The absence of debt and $2.2 billion liquidity provides downside protection, but also highlights that Circle is not yet generating sufficient free cash flow to fund its platform ambitions internally. The $66.5 million in investing cash burn year-to-date, primarily for software development and acquisitions, will likely accelerate as Arc mainnet launches and CPN scales. This implies either continued equity dilution or slower platform development—both of which pressure the valuation thesis.
Conclusion: A Platform Bet at Premium Odds
Circle Internet Group has positioned itself at the center of the internet financial system's emergence, leveraging regulatory compliance and network effects to capture around 24.5% of a $300+ billion market growing at 59% annually. The GENIUS Act provides the regulatory certainty that institutions require, while USDC's 580% transaction volume growth and CCTP's 47% bridged market share demonstrate powerful network effects that competitors struggle to replicate. The expansion into Arc Network, CPN, and USYC begins to diversify revenue away from rate-sensitive reserves, addressing the core vulnerability of the business model.

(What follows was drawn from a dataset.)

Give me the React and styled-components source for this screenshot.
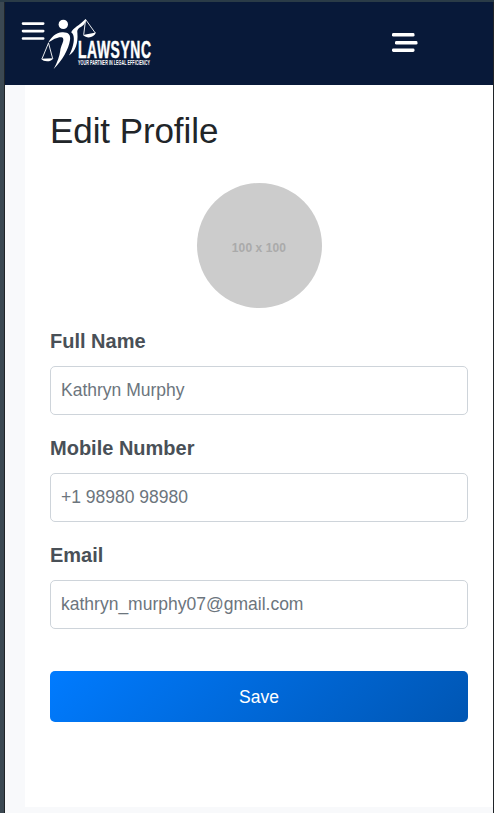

The investment thesis hinges on two variables: whether platform revenue can scale from 4% to 15-20% of total revenue over the next two years, and whether RLDC margins can recover above 40% as higher-margin partnerships offset Coinbase revenue sharing. Success would validate the "economic OS" vision and support current valuation multiples through earnings growth. Failure to diversify would leave Circle exposed to rate cycles and competitive pressure from both Tether's scale and potential bank-issued stablecoins.
Trading at 8.4x sales with execution risk around platform development and margin recovery, CRCL offers asymmetric upside if the internet financial system evolves as management envisions, but limited margin of safety if growth slows or competition intensifies. The winner-take-most market structure favors Circle's compliance moat, but the premium valuation demands near-perfect execution on network expansion and platform monetization.